American television series - 1973

Adam's Rib is an American sitcom broadcast on ABC from September 14 to December 28, 1973. Thirteen episodes were produced by MGM Television. The series was a TV adaptation of the 1949 MGM motion picture of the same name.

==Plot==
Adam Bonner was a young assistant DA while his wife, Amanda Bonner, was a junior partner in a law firm. Their jobs often put them in conflict within the courtroom and, by extension, at home due to Amanda's crusade for women's rights.

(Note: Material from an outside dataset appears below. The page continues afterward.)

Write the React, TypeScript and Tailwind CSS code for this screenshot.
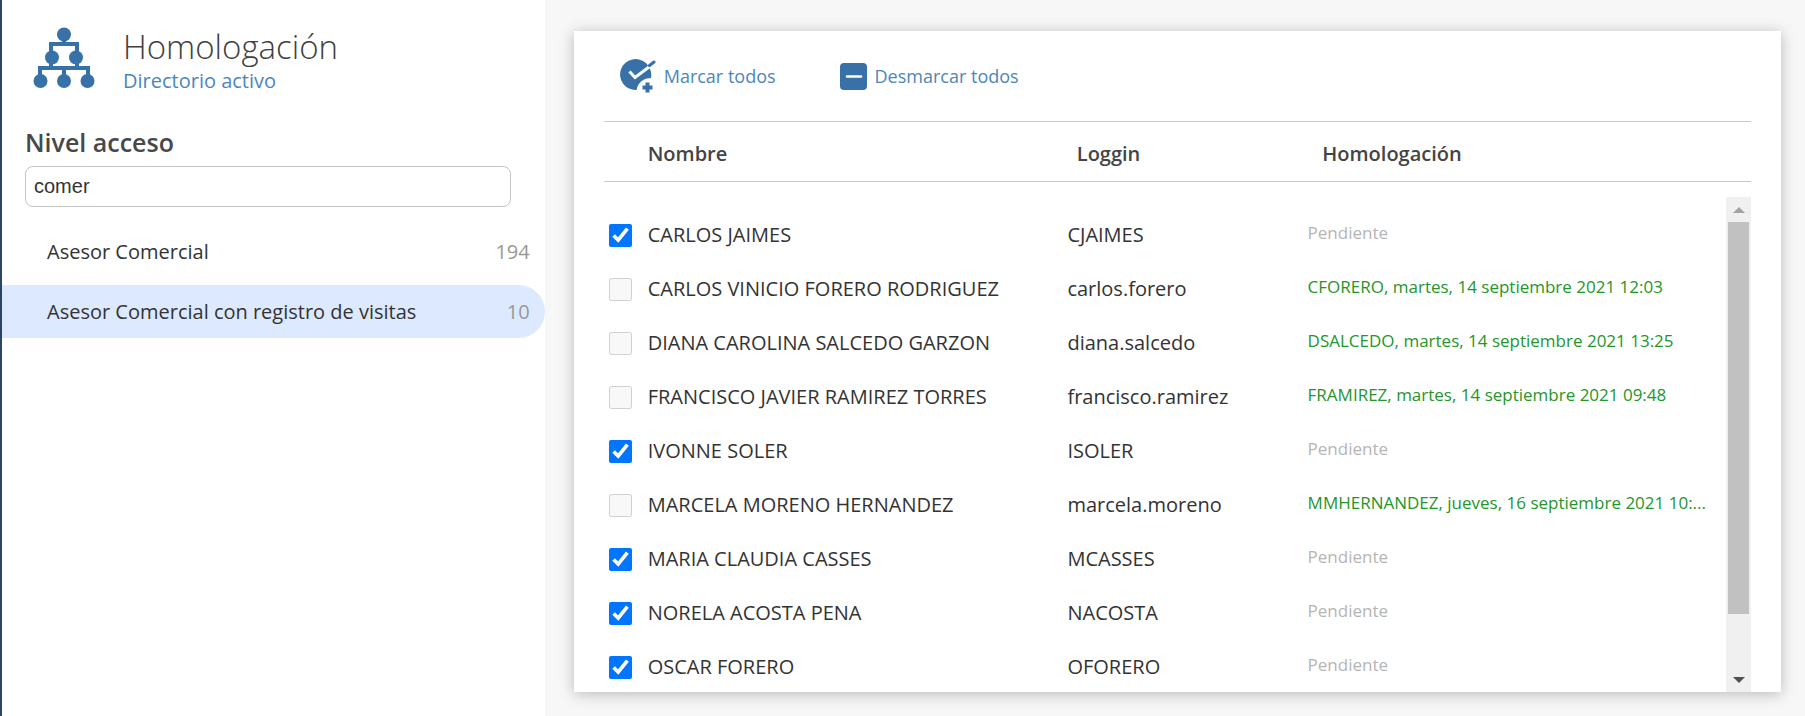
import { useState } from "react";

type User = { name: string; login: string; status?: string; checked: boolean };

const levels = [
  { label: "Asesor Comercial", count: 194 },
  { label: "Asesor Comercial con registro de visitas", count: 10 },
];

const initialUsers: User[] = [
  { name: "CARLOS JAIMES", login: "CJAIMES", checked: true },
  { name: "CARLOS VINICIO FORERO RODRIGUEZ", login: "carlos.forero", status: "CFORERO, martes, 14 septiembre 2021 12:03", checked: false },
  { name: "DIANA CAROLINA SALCEDO GARZON", login: "diana.salcedo", status: "DSALCEDO, martes, 14 septiembre 2021 13:25", checked: false },
  { name: "FRANCISCO JAVIER RAMIREZ TORRES", login: "francisco.ramirez", status: "FRAMIREZ, martes, 14 septiembre 2021 09:48", checked: false },
  { name: "IVONNE SOLER", login: "ISOLER", checked: true },
  { name: "MARCELA MORENO HERNANDEZ", login: "marcela.moreno", status: "MMHERNANDEZ, jueves, 16 septiembre 2021 10:...", checked: false },
  { name: "MARIA CLAUDIA CASSES", login: "MCASSES", checked: true },
  { name: "NORELA ACOSTA PENA", login: "NACOSTA", checked: true },
  { name: "OSCAR FORERO", login: "OFORERO", checked: true },
];

function TreeIcon() {
  return (
    <svg className="size-[62px] shrink-0" viewBox="0 0 62 62" fill="#3871a8" aria-hidden="true">
      <path d="M18 24V17H44V24M31 10V17M18 30V41M44 30V41M7 52V41H55V52M31 41V52" fill="none" stroke="#3871a8" strokeWidth="4" />
      <circle cx="31" cy="7.5" r="7" />
      <circle cx="19" cy="30.500" r="7" />
      <circle cx="43" cy="30.500" r="7" />
      <circle cx="7.500" cy="54" r="7" />
      <circle cx="31" cy="54" r="7" />
      <circle cx="54.500" cy="54" r="7" />
    </svg>
  );
}

function MarkAllIcon() {
  return (
    <svg className="h-[34px] w-9 shrink-0" viewBox="0 0 36 34" aria-hidden="true">
      <path d="M16.500 31A15.500 15.500 0 1 1 26.500 4.500L29 8A15.500 15.500 0 0 1 31 19C24 19 18 23 16.500 31Z" fill="#3871a8" />
      <path d="M9.500 12.500L15 18.500L29 8" fill="none" stroke="#fff" strokeWidth="3" />
      <path d="M29.500 6.500L34 3" stroke="#3871a8" strokeWidth="3" strokeLinecap="round" />
      <path d="M27.500 23.500V33.500M22.500 28.500H32.500" stroke="#3871a8" strokeWidth="4" />
    </svg>
  );
}

function UnmarkAllIcon() {
  return (
    <svg className="size-[27px] shrink-0" viewBox="0 0 27 27" aria-hidden="true">
      <rect width="27" height="27" rx="4" fill="#3871a8" />
      <path d="M7 13.500H21" stroke="#fff" strokeWidth="2.500" strokeLinecap="round" />
    </svg>
  );
}

function Columns() {
  return (
    <colgroup>
      <col className="w-11" />
      <col className="w-[37.4%]" />
      <col className="w-[21.4%]" />
      <col />
    </colgroup>
  );
}

export default function App() {
  const [query, setQuery] = useState("comer");
  const [active, setActive] = useState(1);
  const [users, setUsers] = useState(initialUsers);

  const setAll = (checked: boolean) =>
    setUsers(users.map((u) => (u.status ? u : { ...u, checked })));
  const toggle = (login: string) =>
    setUsers(users.map((u) => (u.login === login ? { ...u, checked: !u.checked } : u)));

  return (
    <div className="flex h-screen border-l-2 border-[#2b4661] bg-[#f7f7f7] font-['Open_Sans','Noto_Sans',sans-serif] text-[#333]">
      <aside className="w-[30.1%] shrink-0 bg-white">
        <header className="flex items-start gap-7 pt-[27px] pl-[31px]">
          <TreeIcon />
          <div>
            <h1 className="text-[33px] leading-10 font-light text-[#404040]">Homologación</h1>
            <p className="text-xl leading-7 text-[#4c86bc]">Directorio activo</p>
          </div>
        </header>
        <div className="pt-[29px] pr-[34px] pl-[23px]">
          <label htmlFor="level" className="block text-[25px] leading-9 font-semibold text-[#484848]">
            Nivel acceso
          </label>
          <input
            id="level"
            value={query}
            onChange={(e) => setQuery(e.target.value)}
            className="mt-1.5 block h-[41px] w-full rounded-lg border border-[#c4c4c4] bg-white px-2 font-['Liberation_Sans',sans-serif] text-xl text-[#333] outline-none"
          />
        </div>
        <nav className="mt-[18px] flex flex-col gap-[7px]">
          {levels.map((level, i) => (
            <button
              key={level.label}
              onClick={() => setActive(i)}
              className={
                "flex h-[53px] items-center justify-between rounded-r-full pr-[15px] pl-[45px] text-xl " +
                (i === active ? "bg-[#dde9ff]" : "bg-white")
              }
            >
              <span>{level.label}</span>
              <span className="text-[#999]">{level.count}</span>
            </button>
          ))}
        </nav>
      </aside>

      <main className="flex min-w-0 flex-1 flex-col pt-[31px] pr-6 pb-6 pl-[29px]">
        <section className="flex min-h-0 flex-1 flex-col bg-white px-[30px] shadow-[0_2px_14px_rgba(0,0,0,0.25)]">
          <div className="flex h-[90px] shrink-0 items-center gap-16 pl-4 text-lg text-[#4c86bc]">
            <button onClick={() => setAll(true)} className="flex items-center gap-2">
              <MarkAllIcon />
              Marcar todos
            </button>
            <button onClick={() => setAll(false)} className="flex items-center gap-2">
              <UnmarkAllIcon />
              Desmarcar todos
            </button>
          </div>
          <table className="w-full shrink-0 table-fixed border-y border-[#c8c8c8] text-left text-xl">
            <Columns />
            <thead>
              <tr className="h-[60px] text-[#444]">
                <td />
                <th className="pt-1 font-semibold">Nombre</th>
                <th className="pt-1 font-semibold">Loggin</th>
                <th className="pt-1 font-semibold">Homologación</th>
              </tr>
            </thead>
          </table>
          <div className="mt-[15px] flex min-h-0 flex-1">
            <div className="min-w-0 flex-1 overflow-y-auto pt-[11px] [scrollbar-width:none]">
              <table className="w-full table-fixed text-xl">
                <Columns />
                <tbody>
                  {users.map((u) => (
                    <tr key={u.login} className="h-[54px]">
                      <td className="pl-[5px]">
                        <input
                          id={u.login}
                          type="checkbox"
                          checked={u.checked}
                          disabled={!!u.status}
                          onChange={() => toggle(u.login)}
                          className="block size-[23px]"
                        />
                      </td>
                      <td className="whitespace-nowrap">
                        <label htmlFor={u.login}>{u.name}</label>
                      </td>
                      <td>{u.login}</td>
                      <td className={"truncate pr-1 pb-1 text-[17px] " + (u.status ? "text-[#24962a]" : "text-[#b5b5b5]")}>
                        {u.status ?? "Pendiente"}
                      </td>
                    </tr>
                  ))}
                </tbody>
              </table>
            </div>
            <div className="flex w-[25px] shrink-0 flex-col items-stretch bg-[#f0f0f0]">
              <button aria-label="Subir" className="flex h-[25px] items-center justify-center">
                <svg className="h-[6px] w-3" viewBox="0 0 12 6" aria-hidden="true">
                  <path d="M0 6L6 0L12 6Z" fill="#a3a3a3" />
                </svg>
              </button>
              <div className="flex-1 px-[2px]">
                <div className="h-[88%] bg-[#c1c1c1]" />
              </div>
              <button aria-label="Bajar" className="flex h-[25px] items-center justify-center">
                <svg className="h-[6px] w-3" viewBox="0 0 12 6" aria-hidden="true">
                  <path d="M0 0L6 6L12 0Z" fill="#505050" />
                </svg>
              </button>
            </div>
          </div>
        </section>
      </main>
    </div>
  );
}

Adam's Rib aired opposite The Brian Keith Show on NBC and the CBS Friday Night Movie. The trade publication Broadcasting described Adam's Rib as "a victim of feeble ratings".

== Cast ==
- Ken Howard as Adam Bonner
- Blythe Danner as Amanda Bonner
- Dena Dietrich as Gracie
- Ron Rifkin as Assistant District Attorney Ray Mendelson
- Edward Winter as Kip Kipple
- Norman Bartold as District Attorney Donahue

==Episodes==

| No. | Title | Directed by | Written by | Original release date | Prod. code |
| 1 | "Illegal Aid" | Peter H. Hunt | Peter Stone | September 14, 1973 | 001 |
Amanda's plan to prove that a girl can get arrested for picking up a man goes awry when she gets arrested.
| 2 | "Two Pairs of Pants" | Peter H. Hunt | Mary Stone | September 21, 1973 | 007 |
Amanda is refused entry into an exclusive French restaurant because she's wearing a pink pantsuit. In response, she buys a man's suit for herself and a dress for Adam.
| 3 | "Danish Party" | Peter H. Hunt | Richard Baer | September 28, 1973 | 004 |
Amanda defends a theater owner showing X-rated films, a man that Adam is prosecuting as assistant district attorney. David Doyle and Anne Seymour guest star.
| 4 | "Separate Vacation" | Peter H. Hunt | George Kirgo | October 5, 1973 | 002 |
Adam's plans to take a vacation alone when Amanda can't leave a case backfires when a beautiful girl decides he is fair game. Jamie Smith-Jackson guest stars.
| 5 | "The Unwritten Law: Part 1" | Peter H. Hunt | Ruth Gordon & Garson Kanin & Peter Stone | October 12, 1973 | 008 |
Amanda uses the "unwritten law" in defending a woman (Madeline Kahn) who shot her husband, with Adam prosecuting the case. Arthur O'Connell, Allen Garfield and Tony Ballen guest star.
| 6 | "The Unwritten Law: Part 2" | Peter H. Hunt | Ruth Gordon & Garson Kanin & Mary Stone | October 19, 1973 | 009 |
The verdict results in a hung jury, which Amanda considers a victory. However, Adam has the final word.
| 7 | "Katey at the Bat" | Gary Nelson | George Kirgo | October 26, 1973 | 010 |
Amanda and Adam are both trying to help Katey play baseball. She's been kicked out of the Midget League by the Commissioner, even though she's better than any boy. Maury Wills and Dick Van Patten guest star.
| 8 | "Delilah" | Peter H. Hunt, Gary Nelson | Pamela Chais | November 2, 1973 | 006 |
Amanda defends a woman who beat up a man over job discrimination, which causes conflict between her and Adam. Herbert Anderson, Liam Dunn, Art Metrano and Leigh Curran guest star.
| 9 | "For Richer, for Poorer" | Gary Nelson | Nora Ephron & Dan Greenburg & George Kirgo | November 9, 1973 | 005 |
Adam's former girlfriend asks for help when her husband, who's being represented by Amanda, sues her for alimony. Michele Carey and Howard Morton guest star.
| 10 | "Murder" | Peter H. Hunt | George Kirgo | November 16, 1973 | 011 |
In a spoof of old-time mystery films, Adam investigates the death of a millionaire. Stephen Nathan, Katherine Helmond, Barbette Tweed and Robert Walden guest star.
| 11 | "Friend of the Family" | Peter H. Hunt | Leonard Gershe | November 30, 1973 | 013 |
The attention that Kip is paying to Amanda causes tension between the Bonners. Eduard Franz and Robert Sampson guest star.
| 12 | "The First Hurrah" | Peter H. Hunt | George Kirgo | December 7, 1973 | 012 |
Amanda takes a crack at politics when she's tapped to run for councilwoman. George Kirgo and Hank Brandt guest star.
| 13 | "Too Many Cooks" | Gary Nelson | Jane-Howard Hammerstein | December 28, 1973 | 003 |
Amanda's plan to show Adam that cooking for her is a pleasure not a duty backfires when he brings a judge home unexpectedly. Candice Rialson, Lurene Tuttle and Cathey Paine guest star.